**Problem requirements**: Start at the line that contains "Convert this screenshot", stop at the line that contains "const BLACK_AFTER = [0, 1, 3, 4, 5];", and repeat every line in that span, those two included, with no pictures.

**Data provided**:

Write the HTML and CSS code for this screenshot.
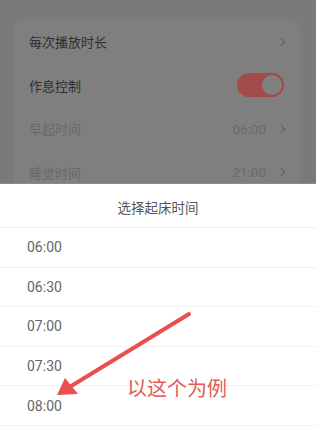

==

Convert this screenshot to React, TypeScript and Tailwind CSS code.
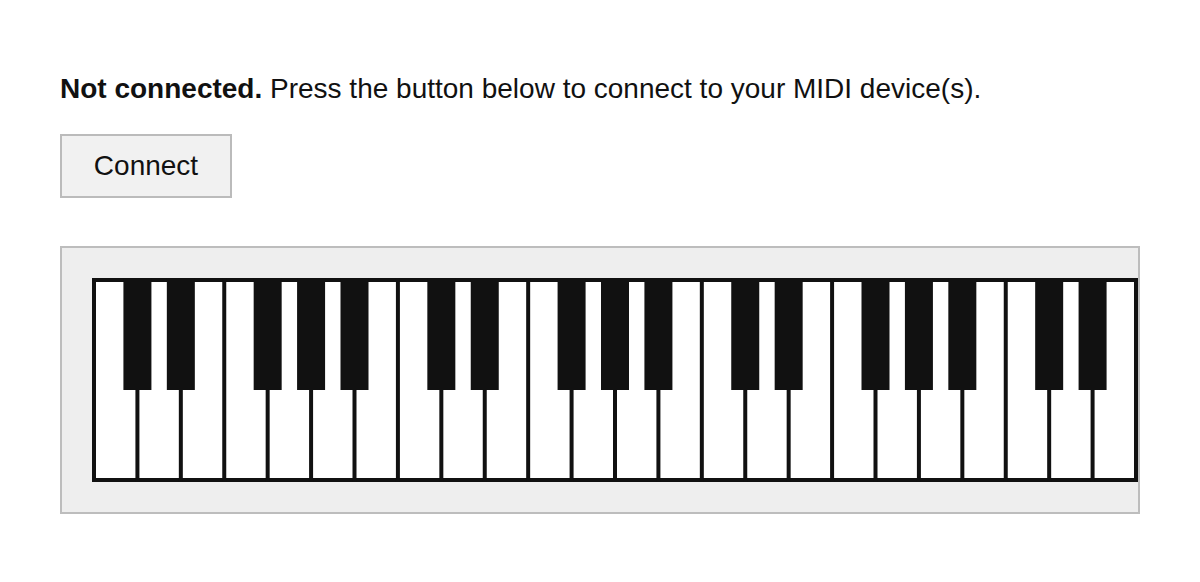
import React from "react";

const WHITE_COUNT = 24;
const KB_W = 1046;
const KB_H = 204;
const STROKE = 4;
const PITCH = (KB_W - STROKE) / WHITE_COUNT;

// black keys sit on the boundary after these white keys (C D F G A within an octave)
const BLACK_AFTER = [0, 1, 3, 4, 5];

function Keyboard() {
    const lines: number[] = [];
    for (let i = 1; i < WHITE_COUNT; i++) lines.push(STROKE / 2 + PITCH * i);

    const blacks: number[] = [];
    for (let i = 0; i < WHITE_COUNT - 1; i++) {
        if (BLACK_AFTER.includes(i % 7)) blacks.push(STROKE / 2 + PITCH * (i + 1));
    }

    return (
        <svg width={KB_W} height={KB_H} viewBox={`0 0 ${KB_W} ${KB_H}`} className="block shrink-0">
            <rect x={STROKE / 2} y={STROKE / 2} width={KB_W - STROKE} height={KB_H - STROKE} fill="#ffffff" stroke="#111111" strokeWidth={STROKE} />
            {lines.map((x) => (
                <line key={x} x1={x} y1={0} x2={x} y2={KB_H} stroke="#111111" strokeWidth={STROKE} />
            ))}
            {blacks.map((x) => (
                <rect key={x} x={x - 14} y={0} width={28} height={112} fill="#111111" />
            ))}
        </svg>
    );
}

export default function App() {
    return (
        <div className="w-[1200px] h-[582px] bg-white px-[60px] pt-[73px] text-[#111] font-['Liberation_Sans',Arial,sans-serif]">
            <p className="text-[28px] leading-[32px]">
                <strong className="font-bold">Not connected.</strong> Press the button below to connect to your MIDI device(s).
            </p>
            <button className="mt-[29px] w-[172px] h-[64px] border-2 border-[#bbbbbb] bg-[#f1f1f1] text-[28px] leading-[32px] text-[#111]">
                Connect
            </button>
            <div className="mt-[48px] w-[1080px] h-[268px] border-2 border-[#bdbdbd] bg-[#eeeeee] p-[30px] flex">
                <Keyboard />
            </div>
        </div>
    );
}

==

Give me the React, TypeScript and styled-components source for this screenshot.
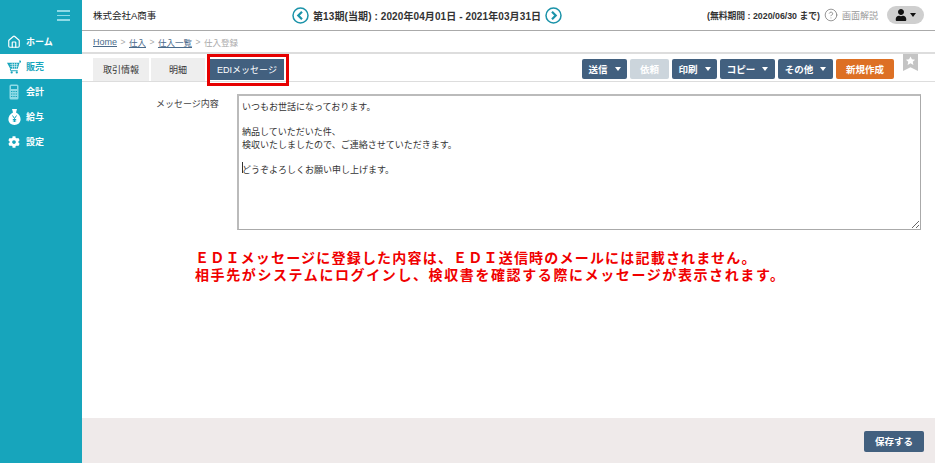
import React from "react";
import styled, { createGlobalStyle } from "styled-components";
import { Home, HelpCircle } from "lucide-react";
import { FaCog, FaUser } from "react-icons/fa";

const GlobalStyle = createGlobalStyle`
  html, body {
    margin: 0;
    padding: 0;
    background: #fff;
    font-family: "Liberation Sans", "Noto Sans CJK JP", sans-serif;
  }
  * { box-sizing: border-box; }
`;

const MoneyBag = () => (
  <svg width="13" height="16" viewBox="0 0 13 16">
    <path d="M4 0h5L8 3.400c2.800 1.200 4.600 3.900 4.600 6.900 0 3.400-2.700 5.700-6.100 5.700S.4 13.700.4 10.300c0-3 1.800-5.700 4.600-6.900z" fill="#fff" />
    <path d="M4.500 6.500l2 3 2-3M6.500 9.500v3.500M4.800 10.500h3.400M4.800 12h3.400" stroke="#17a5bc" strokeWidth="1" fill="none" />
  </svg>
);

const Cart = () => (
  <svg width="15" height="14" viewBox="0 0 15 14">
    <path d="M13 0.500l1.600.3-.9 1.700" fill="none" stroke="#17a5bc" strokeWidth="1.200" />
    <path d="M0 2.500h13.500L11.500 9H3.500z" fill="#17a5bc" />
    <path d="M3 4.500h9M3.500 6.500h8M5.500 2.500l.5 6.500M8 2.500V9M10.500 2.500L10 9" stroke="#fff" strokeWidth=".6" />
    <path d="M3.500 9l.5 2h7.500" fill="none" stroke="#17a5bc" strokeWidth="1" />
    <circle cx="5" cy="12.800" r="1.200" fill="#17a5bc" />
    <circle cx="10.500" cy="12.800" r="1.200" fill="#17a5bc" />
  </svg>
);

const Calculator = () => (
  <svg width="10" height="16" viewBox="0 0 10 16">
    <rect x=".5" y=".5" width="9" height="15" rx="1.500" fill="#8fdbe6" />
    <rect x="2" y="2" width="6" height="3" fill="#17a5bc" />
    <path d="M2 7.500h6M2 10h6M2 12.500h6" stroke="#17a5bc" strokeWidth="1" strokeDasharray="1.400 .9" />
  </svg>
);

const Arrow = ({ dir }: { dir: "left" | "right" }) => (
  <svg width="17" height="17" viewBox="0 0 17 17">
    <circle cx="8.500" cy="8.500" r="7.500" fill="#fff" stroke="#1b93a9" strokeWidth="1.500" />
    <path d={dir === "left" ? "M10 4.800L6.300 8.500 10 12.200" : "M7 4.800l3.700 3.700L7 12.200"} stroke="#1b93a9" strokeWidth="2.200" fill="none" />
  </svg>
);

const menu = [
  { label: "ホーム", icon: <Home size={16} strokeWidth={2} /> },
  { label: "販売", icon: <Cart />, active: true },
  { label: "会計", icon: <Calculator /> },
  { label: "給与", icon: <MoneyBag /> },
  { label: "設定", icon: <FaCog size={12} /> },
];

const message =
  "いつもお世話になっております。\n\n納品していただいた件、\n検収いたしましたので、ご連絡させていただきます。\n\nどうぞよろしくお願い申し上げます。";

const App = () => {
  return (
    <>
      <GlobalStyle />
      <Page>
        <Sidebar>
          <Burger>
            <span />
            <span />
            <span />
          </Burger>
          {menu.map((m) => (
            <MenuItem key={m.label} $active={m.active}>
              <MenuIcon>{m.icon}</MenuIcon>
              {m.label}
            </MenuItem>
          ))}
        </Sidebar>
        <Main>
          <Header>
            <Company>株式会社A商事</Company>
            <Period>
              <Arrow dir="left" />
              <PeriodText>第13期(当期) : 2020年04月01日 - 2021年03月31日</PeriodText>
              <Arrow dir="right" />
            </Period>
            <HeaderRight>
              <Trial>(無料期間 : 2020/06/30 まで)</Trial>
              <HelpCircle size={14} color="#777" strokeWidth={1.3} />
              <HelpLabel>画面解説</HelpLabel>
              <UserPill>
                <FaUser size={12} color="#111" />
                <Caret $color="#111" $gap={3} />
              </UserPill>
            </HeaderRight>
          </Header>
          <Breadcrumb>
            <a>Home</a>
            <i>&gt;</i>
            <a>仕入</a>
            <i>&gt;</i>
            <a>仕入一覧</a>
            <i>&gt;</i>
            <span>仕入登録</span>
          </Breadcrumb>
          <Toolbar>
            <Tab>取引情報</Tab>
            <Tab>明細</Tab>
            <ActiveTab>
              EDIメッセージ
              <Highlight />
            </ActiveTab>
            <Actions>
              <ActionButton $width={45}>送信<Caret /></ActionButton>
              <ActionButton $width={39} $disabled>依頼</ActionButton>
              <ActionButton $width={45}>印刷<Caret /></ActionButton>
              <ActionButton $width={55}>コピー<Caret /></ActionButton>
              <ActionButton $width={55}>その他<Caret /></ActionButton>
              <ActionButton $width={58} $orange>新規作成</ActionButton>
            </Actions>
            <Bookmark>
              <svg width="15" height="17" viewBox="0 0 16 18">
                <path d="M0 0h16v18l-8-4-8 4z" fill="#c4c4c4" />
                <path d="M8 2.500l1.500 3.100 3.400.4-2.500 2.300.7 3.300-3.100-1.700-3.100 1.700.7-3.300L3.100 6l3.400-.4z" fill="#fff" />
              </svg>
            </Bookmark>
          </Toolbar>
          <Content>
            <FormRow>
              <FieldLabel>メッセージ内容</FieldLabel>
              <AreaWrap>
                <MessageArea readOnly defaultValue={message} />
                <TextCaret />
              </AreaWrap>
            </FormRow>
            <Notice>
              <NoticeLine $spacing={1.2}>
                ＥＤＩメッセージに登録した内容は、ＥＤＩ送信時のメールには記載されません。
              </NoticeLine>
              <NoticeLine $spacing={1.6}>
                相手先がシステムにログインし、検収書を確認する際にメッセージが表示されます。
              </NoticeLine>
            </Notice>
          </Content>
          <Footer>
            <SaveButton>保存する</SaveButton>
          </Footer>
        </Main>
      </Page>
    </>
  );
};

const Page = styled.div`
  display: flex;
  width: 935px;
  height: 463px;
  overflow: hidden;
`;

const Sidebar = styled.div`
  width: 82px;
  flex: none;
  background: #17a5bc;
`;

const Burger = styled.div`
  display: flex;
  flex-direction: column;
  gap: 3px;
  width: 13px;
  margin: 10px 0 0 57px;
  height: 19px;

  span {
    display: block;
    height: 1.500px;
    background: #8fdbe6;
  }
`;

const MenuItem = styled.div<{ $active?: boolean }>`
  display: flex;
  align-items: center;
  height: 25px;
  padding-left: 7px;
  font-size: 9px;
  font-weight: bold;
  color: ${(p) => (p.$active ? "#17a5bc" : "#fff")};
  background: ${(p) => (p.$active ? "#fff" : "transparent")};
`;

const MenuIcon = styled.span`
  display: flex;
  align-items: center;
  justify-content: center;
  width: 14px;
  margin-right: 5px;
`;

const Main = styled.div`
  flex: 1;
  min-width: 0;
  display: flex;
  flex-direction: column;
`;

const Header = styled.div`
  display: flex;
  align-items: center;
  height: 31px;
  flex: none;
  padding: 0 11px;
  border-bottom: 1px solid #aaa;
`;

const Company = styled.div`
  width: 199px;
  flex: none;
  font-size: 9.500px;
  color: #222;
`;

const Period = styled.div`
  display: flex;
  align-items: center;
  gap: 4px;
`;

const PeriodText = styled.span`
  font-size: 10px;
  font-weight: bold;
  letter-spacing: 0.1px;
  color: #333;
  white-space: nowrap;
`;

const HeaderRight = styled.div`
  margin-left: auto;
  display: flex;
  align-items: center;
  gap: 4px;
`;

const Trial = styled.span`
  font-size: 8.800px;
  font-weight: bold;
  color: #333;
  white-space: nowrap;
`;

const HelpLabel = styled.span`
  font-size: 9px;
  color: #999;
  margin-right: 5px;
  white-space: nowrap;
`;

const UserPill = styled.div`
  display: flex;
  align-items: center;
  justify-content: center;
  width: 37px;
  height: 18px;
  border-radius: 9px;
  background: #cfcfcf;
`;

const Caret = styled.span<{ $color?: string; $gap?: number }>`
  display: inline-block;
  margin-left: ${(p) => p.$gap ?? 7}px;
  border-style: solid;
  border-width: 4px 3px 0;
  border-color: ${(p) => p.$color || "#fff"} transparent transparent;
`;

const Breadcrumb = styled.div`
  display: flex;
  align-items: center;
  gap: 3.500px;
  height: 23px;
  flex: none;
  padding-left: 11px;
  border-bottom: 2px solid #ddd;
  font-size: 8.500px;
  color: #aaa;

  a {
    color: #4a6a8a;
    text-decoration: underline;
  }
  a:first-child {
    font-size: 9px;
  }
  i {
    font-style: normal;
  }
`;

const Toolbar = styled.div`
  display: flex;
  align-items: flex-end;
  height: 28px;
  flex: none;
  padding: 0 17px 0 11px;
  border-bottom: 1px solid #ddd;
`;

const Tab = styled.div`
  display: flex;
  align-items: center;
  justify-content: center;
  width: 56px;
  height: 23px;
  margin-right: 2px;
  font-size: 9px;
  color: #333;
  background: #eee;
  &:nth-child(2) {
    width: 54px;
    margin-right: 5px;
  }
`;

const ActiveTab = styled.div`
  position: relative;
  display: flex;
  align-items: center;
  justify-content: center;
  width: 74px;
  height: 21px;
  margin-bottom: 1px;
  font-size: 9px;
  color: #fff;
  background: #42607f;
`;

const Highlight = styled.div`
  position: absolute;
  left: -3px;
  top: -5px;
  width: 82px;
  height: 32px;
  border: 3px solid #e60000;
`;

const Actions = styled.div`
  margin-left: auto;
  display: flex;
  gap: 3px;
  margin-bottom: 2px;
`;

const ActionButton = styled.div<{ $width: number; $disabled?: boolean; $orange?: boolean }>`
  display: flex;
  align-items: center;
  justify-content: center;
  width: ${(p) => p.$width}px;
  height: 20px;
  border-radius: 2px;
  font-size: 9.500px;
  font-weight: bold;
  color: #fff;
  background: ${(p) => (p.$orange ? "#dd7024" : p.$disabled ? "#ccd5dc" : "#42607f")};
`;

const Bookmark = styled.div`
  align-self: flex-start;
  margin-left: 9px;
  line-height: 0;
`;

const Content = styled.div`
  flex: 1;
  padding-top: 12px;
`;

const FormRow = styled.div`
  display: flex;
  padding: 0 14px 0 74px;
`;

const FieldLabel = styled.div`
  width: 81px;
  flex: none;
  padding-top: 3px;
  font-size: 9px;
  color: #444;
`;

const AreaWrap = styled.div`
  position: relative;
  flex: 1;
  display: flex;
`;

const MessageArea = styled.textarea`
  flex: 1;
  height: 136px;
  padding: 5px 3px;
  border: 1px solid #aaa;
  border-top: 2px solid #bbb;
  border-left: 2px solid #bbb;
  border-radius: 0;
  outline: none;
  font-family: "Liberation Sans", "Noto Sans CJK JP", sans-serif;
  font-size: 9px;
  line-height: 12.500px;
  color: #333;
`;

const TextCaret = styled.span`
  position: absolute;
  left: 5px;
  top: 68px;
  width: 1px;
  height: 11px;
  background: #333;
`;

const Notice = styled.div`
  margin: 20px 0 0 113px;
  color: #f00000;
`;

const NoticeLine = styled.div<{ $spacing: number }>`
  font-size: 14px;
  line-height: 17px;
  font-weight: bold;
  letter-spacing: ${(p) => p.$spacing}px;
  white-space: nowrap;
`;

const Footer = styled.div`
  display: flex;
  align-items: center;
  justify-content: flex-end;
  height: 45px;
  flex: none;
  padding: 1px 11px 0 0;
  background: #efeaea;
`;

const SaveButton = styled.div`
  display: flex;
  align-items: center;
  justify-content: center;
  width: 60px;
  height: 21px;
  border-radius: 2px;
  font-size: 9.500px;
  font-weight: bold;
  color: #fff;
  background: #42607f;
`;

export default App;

**Response**:
Convert this screenshot to React, TypeScript and Tailwind CSS code.
import React from "react";

const WHITE_COUNT = 24;
const KB_W = 1046;
const KB_H = 204;
const STROKE = 4;
const PITCH = (KB_W - STROKE) / WHITE_COUNT;

// black keys sit on the boundary after these white keys (C D F G A within an octave)
const BLACK_AFTER = [0, 1, 3, 4, 5];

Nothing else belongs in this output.